I want to stop and tell a story about the time the pastor had “secret” visitors attend church to test us, but this is a long post already, so I’ll save that story. But just know, this first impression thing was drilled into us.

The only way to grow the church was to convince these people that they should join. They should join this congregation, this Sunday school class, this church… And the only way to get them to join was to get them coming in the door regularly. 

I will pause here to tell a quick story about the Sunday School class where my husband was on rotation as a teacher, and we were also members. The “head” teacher came up with the idea that he would give gift cards to the people who only missed a certain amount of Sundays within a quarter. What was funny is that this same teacher missed more Sundays each quarter than the number he recommended. But he insisted that this was a great idea, so he implemented it. And at the end of the quarter, he gave these gift cards to the “winners.” 

An adult receiving an “award” for Sunday School attendance…

What a gross example of what guilt and coercion can do when it makes its way into the church system.

The church’s mission statement was “Making Disciples, Who Make Disciples to see lives transformed by the power of the Gospel.”

A more accurate mission statement might have been, Getting Members, Who get more members, to continue growing our membership…

There is a system in place. A very detailed system. And a system isn’t necessarily a bad thing. For example, attendance monitoring can offer benefits. It can let you know when a person might need to be checked on or need extra attention from the church. It can help gauge how serious a person is about joining the church. But the longer I’m away from that system, the more I question its integrity. 

Why are we keeping up with when people come to our church and our classes? Why is this even a thing? Can’t people just come to church and not be a number or a prospect?

From the time a person walks into the church’s door, their visit is documented. Whether it be from the Sunday School card they filled out if they attended Sunday School, to the visitor card in the pew that you are asked to fill out so the church can have a record of your attendance, or even if you skip all of those steps, then by Monday morning the questions are circulating… did you see that new family… they sat by so and so… do you know who they are… do they go to church anywhere… how old are they… would they make good members… lots of kids…age, married, single… did they put their information into the kid check-in system…

We would know. Regardless of whether these visitors filled out the papers, we would know… And they would then be added to the “prospect list,” and we would begin to pursue them to add to the church membership.

I’ll never forget the first time I explained church membership to my daughter. She had never heard of the “church letter” system that most churches use. 

Suppose a person joins a church by Baptism (which is a whole different conversation). In that case, they are automatically added to the “church roll (records) of the church in which they were baptized. That church then holds their “letter.”

If that person decides to join another church, the new church they attend must send a “request for letter” to the former church. The former church will then typically vote in a business meeting to grant that “request for letter” as long as that member is in “good standing.”

Of course, the church can deny that request if the member is under church discipline or not in good standing. I’ve never seen this done, but it is an option. 

When the new church receives that “letter,” the person then becomes a full member of the new church.

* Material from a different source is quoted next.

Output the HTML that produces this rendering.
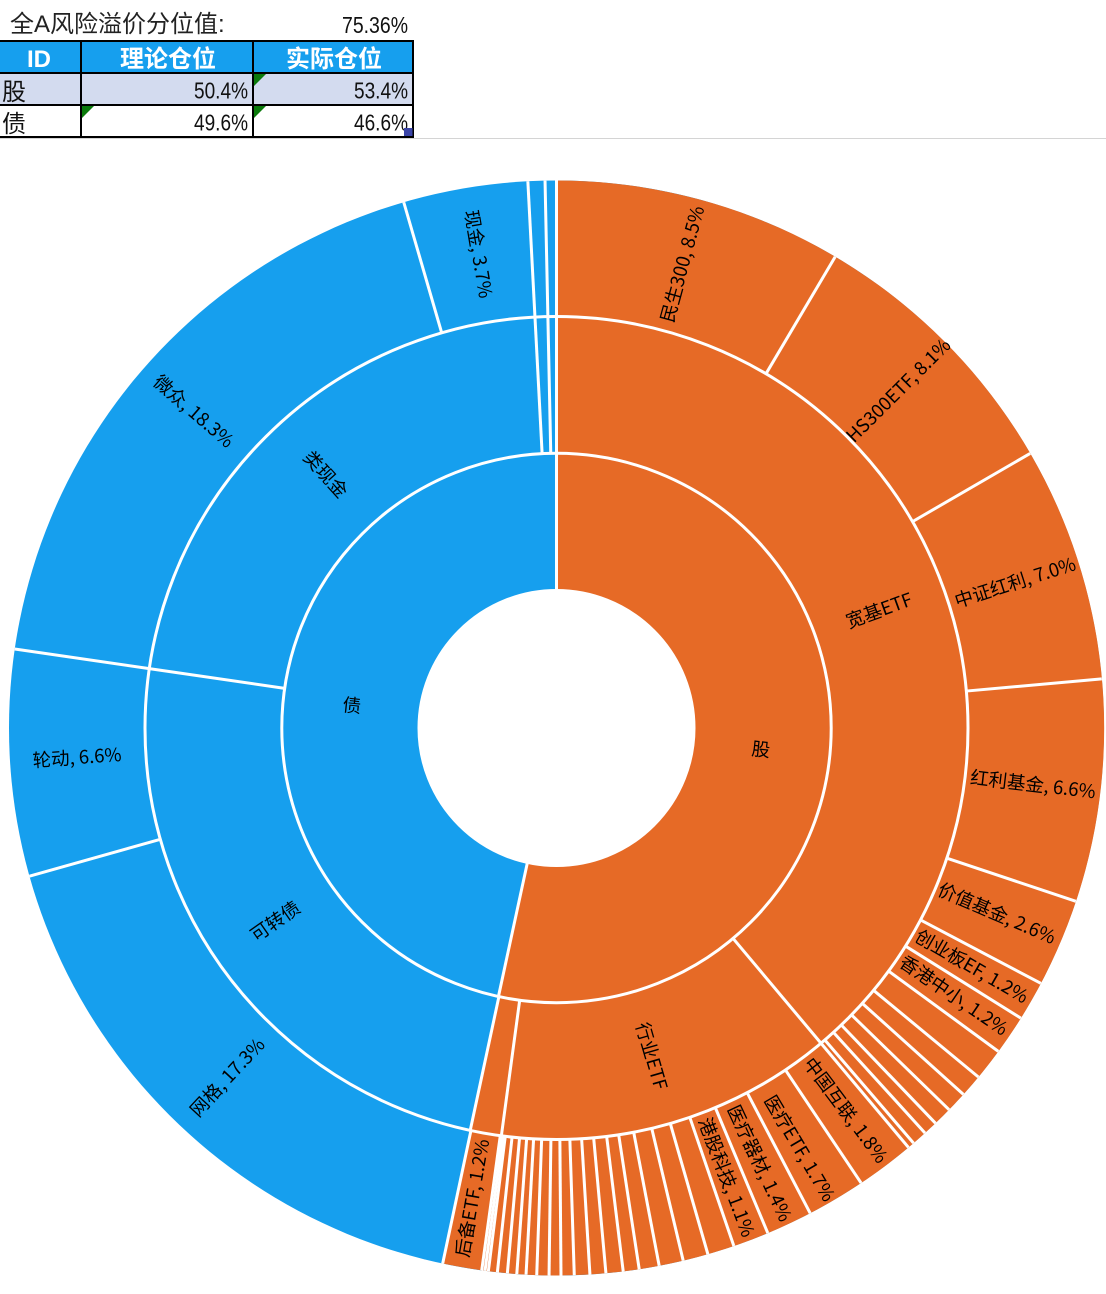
<!DOCTYPE html>
<html><head><meta charset="utf-8"><title>风险溢价</title>
<style>
html,body{margin:0;padding:0;background:#fff;width:1106px;height:1294px;overflow:hidden}
svg{display:block}
.t{font-family:"Liberation Sans","Noto Sans CJK SC",sans-serif;fill:#111}
.n{font-size:23px;text-anchor:end}
.h{font-family:"Liberation Sans","Noto Sans CJK SC",sans-serif;font-size:24px;font-weight:700;fill:#fff;text-anchor:middle}
.c text{font-family:"Noto Sans CJK SC","WenQuanYi Zen Hei",sans-serif;font-size:18.5px;fill:#000;text-anchor:middle;dominant-baseline:central}
.w{stroke:#fff;stroke-width:3;fill:none}
</style></head><body>
<svg xmlns="http://www.w3.org/2000/svg" width="1106" height="1294" viewBox="0 0 1106 1294">
<defs>
<line id="a" x1="556.5" y1="180.5" x2="556.5" y2="316.5" stroke="#fff" stroke-width="3"/>
<line id="b" x1="556.5" y1="316.5" x2="556.5" y2="453.3" stroke="#fff" stroke-width="3"/>
<line id="d" x1="556.5" y1="453.3" x2="556.5" y2="590" stroke="#fff" stroke-width="3"/>
</defs>

<!-- table -->
<text class="t" x="10" y="32" font-size="24" style="fill:#222">全A风险溢价分位值:</text>
<text class="t n" x="408" y="33" textLength="66" lengthAdjust="spacingAndGlyphs">75.36%</text>
<rect x="0" y="138" width="1106" height="1" fill="#d4d4d4"/>
<rect x="0" y="41" width="413" height="32" fill="#169FEE"/>
<rect x="0" y="73" width="413" height="32" fill="#D3DBEF"/>
<rect x="0" y="105" width="413" height="32" fill="#fff"/>
<g stroke="#000" stroke-width="2">
<line x1="0" y1="41" x2="414" y2="41"/><line x1="0" y1="73" x2="414" y2="73"/>
<line x1="0" y1="105" x2="414" y2="105"/><line x1="0" y1="137" x2="414" y2="137"/>
<line x1="81" y1="40" x2="81" y2="138"/><line x1="253" y1="40" x2="253" y2="138"/><line x1="413" y1="40" x2="413" y2="138"/>
</g>
<text class="h" x="39" y="67">ID</text>
<text class="h" x="168" y="67">理论仓位</text>
<text class="h" x="334" y="67">实际仓位</text>
<text class="t" x="2" y="100" font-size="24">股</text>
<text class="t" x="2" y="132" font-size="24">债</text>
<text class="t n" x="248" y="98.5" textLength="54" lengthAdjust="spacingAndGlyphs">50.4%</text>
<text class="t n" x="408" y="98.5" textLength="54" lengthAdjust="spacingAndGlyphs">53.4%</text>
<text class="t n" x="248" y="130.5" textLength="54" lengthAdjust="spacingAndGlyphs">49.6%</text>
<text class="t n" x="408" y="130.5" textLength="54" lengthAdjust="spacingAndGlyphs">46.6%</text>
<g fill="#0B7A0B">
<polygon points="254,74 266,74 254,86"/>
<polygon points="82,106 94,106 82,118"/>
<polygon points="254,106 266,106 254,118"/>
</g>
<rect x="404" y="128" width="8.5" height="8" fill="#3B45A8"/>

<!-- sunburst fills -->
<circle cx="556.5" cy="728" r="547.5" fill="#169FEE"/>
<path d="M556.5 728V180.5A547.5 547.5 0 1 1 442.2 1263.4Z" fill="#E66A26"/>
<circle class="w" cx="556.5" cy="728" r="411.5"/>
<circle class="w" cx="556.5" cy="728" r="274.7"/>
<circle cx="556.5" cy="728" r="138.5" fill="#fff" stroke="#fff" stroke-width="1"/>

<!-- inner ring radials -->
<use href="#d" transform="rotate(0 556.5 728)"/>
<use href="#d" transform="rotate(192.2 556.5 728)"/>

<!-- middle ring radials -->
<use href="#b" transform="rotate(0 556.5 728)"/>
<use href="#b" transform="rotate(140 556.5 728)"/>
<use href="#b" transform="rotate(187.7 556.5 728)"/>
<use href="#b" transform="rotate(192.1 556.5 728)"/>
<use href="#b" transform="rotate(278.3 556.5 728)"/>
<use href="#b" transform="rotate(357 556.5 728)"/>
<use href="#b" transform="rotate(358.8 556.5 728)"/>

<!-- outer ring radials -->
<use href="#a" transform="rotate(0 556.5 728)"/>
<use href="#a" transform="rotate(30.6 556.5 728)"/>
<use href="#a" transform="rotate(59.9 556.5 728)"/>
<use href="#a" transform="rotate(84.85 556.5 728)"/>
<use href="#a" transform="rotate(108.45 556.5 728)"/>
<use href="#a" transform="rotate(117.8 556.5 728)"/>
<use href="#a" transform="rotate(122 556.5 728)"/>
<use href="#a" transform="rotate(126.2 556.5 728)"/>
<use href="#a" transform="rotate(129.6 556.5 728)"/>
<use href="#a" transform="rotate(132 556.5 728)"/>
<use href="#a" transform="rotate(134.2 556.5 728)"/>
<use href="#a" transform="rotate(136.2 556.5 728)"/>
<use href="#a" transform="rotate(137.7 556.5 728)"/>
<use href="#a" transform="rotate(139.3 556.5 728)"/>
<use href="#a" transform="rotate(140 556.5 728)"/>
<use href="#a" transform="rotate(146.2 556.5 728)"/>
<use href="#a" transform="rotate(152.4 556.5 728)"/>
<use href="#a" transform="rotate(157.3 556.5 728)"/>
<use href="#a" transform="rotate(161.1 556.5 728)"/>
<use href="#a" transform="rotate(163.95 556.5 728)"/>
<use href="#a" transform="rotate(166.62 556.5 728)"/>
<use href="#a" transform="rotate(169.19 556.5 728)"/>
<use href="#a" transform="rotate(171.31 556.5 728)"/>
<use href="#a" transform="rotate(173 556.5 728)"/>
<use href="#a" transform="rotate(174.82 556.5 728)"/>
<use href="#a" transform="rotate(176.5 556.5 728)"/>
<use href="#a" transform="rotate(178.14 556.5 728)"/>
<use href="#a" transform="rotate(179.53 556.5 728)"/>
<use href="#a" transform="rotate(180.78 556.5 728)"/>
<use href="#a" transform="rotate(182.07 556.5 728)"/>
<use href="#a" transform="rotate(183.19 556.5 728)"/>
<use href="#a" transform="rotate(184.16 556.5 728)"/>
<use href="#a" transform="rotate(185.15 556.5 728)"/>
<use href="#a" transform="rotate(186.2 556.5 728)"/>
<use href="#a" transform="rotate(187.15 556.5 728)"/>
<use href="#a" transform="rotate(187.5 556.5 728)"/>
<use href="#a" transform="rotate(187.85 556.5 728)"/>
<use href="#a" transform="rotate(192 556.5 728)"/>
<use href="#a" transform="rotate(254.3 556.5 728)"/>
<use href="#a" transform="rotate(278.3 556.5 728)"/>
<use href="#a" transform="rotate(343.8 556.5 728)"/>
<use href="#a" transform="rotate(357 556.5 728)"/>
<use href="#a" transform="rotate(358.8 556.5 728)"/>

<!-- labels -->
<g class="c">
<text x="761" y="749" transform="rotate(6 761 749)">股</text>
<text x="352" y="705" transform="rotate(6 352 705)">债</text>
<text x="879" y="610" transform="rotate(-20 879 610)">宽基ETF</text>
<text x="652" y="1056" transform="rotate(73.8 652 1056)">行业ETF</text>
<text x="326" y="474" transform="rotate(47.9 326 474)">类现金</text>
<text x="275" y="921" transform="rotate(-35 275 921)">可转债</text>
<text x="682" y="264" transform="rotate(-74.7 682 264)">民生300, 8.5%</text>
<text x="898" y="390" transform="rotate(-44.8 898 390)">HS300ETF, 8.1%</text>
<text x="1015" y="582" transform="rotate(-17.7 1015 582)">中证红利, 7.0%</text>
<text x="1033" y="784" transform="rotate(6.7 1033 784)">红利基金, 6.6%</text>
<text x="997" y="913" transform="rotate(23.25 997 913)">价值基金, 2.6%</text>
<text x="972" y="966" transform="rotate(30 972 966)">创业板EF, 1.2%</text>
<text x="954" y="995" transform="rotate(34.2 954 995)">香港中小, 1.2%</text>
<text x="846" y="1110" transform="rotate(53.1 846 1110)">中国互联, 1.8%</text>
<text x="800" y="1148" transform="rotate(59.3 800 1148)">医疗ETF, 1.7%</text>
<text x="760" y="1163" transform="rotate(64.85 760 1163)">医疗器材, 1.4%</text>
<text x="727" y="1177" transform="rotate(69.2 727 1177)">港股科技, 1.1%</text>
<text x="472" y="1198" transform="rotate(-80 472 1198)">后备ETF, 1.2%</text>
<text x="227" y="1077" transform="rotate(-47 227 1077)">网格, 17.3%</text>
<text x="77" y="757" transform="rotate(-4 77 757)">轮动, 6.6%</text>
<text x="194" y="411" transform="rotate(41 194 411)">微众, 18.3%</text>
<text x="479" y="254" transform="rotate(80.4 479 254)">现金, 3.7%</text>
</g>
</svg>
</body></html>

That allows them the privilege to vote in a church business meeting and say they are a “member” of such and such church. 

Suppose a person has been a member of a different denomination church. In that case, they can join by “statement,” but only if they were baptized by immersion. Still, if they were sprinkled or baptized as an infant, they would be required to be re-baptized into the Baptist church, and then they will be a member.

My daughter’s jaw was on the floor when I explained that to her. She, to this day, cannot fathom why a church holds your “letter,” why a request must be sent for your “letter,” why this strange “letter” even exists. But this wasn’t something I had ever even stopped to question. It had been a part of my life from the beginning.

This is simply a system that has been put in place by religious people to keep up with numbers. That’s all it is. There is absolutely nothing in the Bible about church membership that is done this way. 

This is what the Bible says about church membership…

Romans 12:4-5

For as in one body, we have many members, and the members do not all have the same function, so we, though many, are one body in Christ, and individually members one of another.

Ephesians 2:19-22

To equip the saints for the work of ministry, for building up the body of Christ, until we all attain to the unity of the faith and of the knowledge of the Son of God, to mature manhood, to the measure of the stature of the fullness of Christ, so that we may no longer be children, tossed to and fro by the waves and carried about by every wind of doctrine, by human cunning, by craftiness in deceitful schemes. Rather, speaking the truth in love, we are to grow up in every way into him who is the head, into Christ, from whom the whole body, joined and held together by every joint with which it is equipped, when each part is working properly, makes the body grow so that it builds itself up in love.

1 Corinthians 12:12-14

For just as the body is one and has many members, and all the members of the body, though many, are one body, so it is with Christ. For in one Spirit we were all baptized into one body—Jews or Greeks, slaves or free—and all were made to drink of one Spirit. For the body does not consist of one member but of many. 

The Bible speaks about church membership as people working together as members of one body to reach people for Jesus. It doesn’t speak about letters or even becoming a member by Baptism. 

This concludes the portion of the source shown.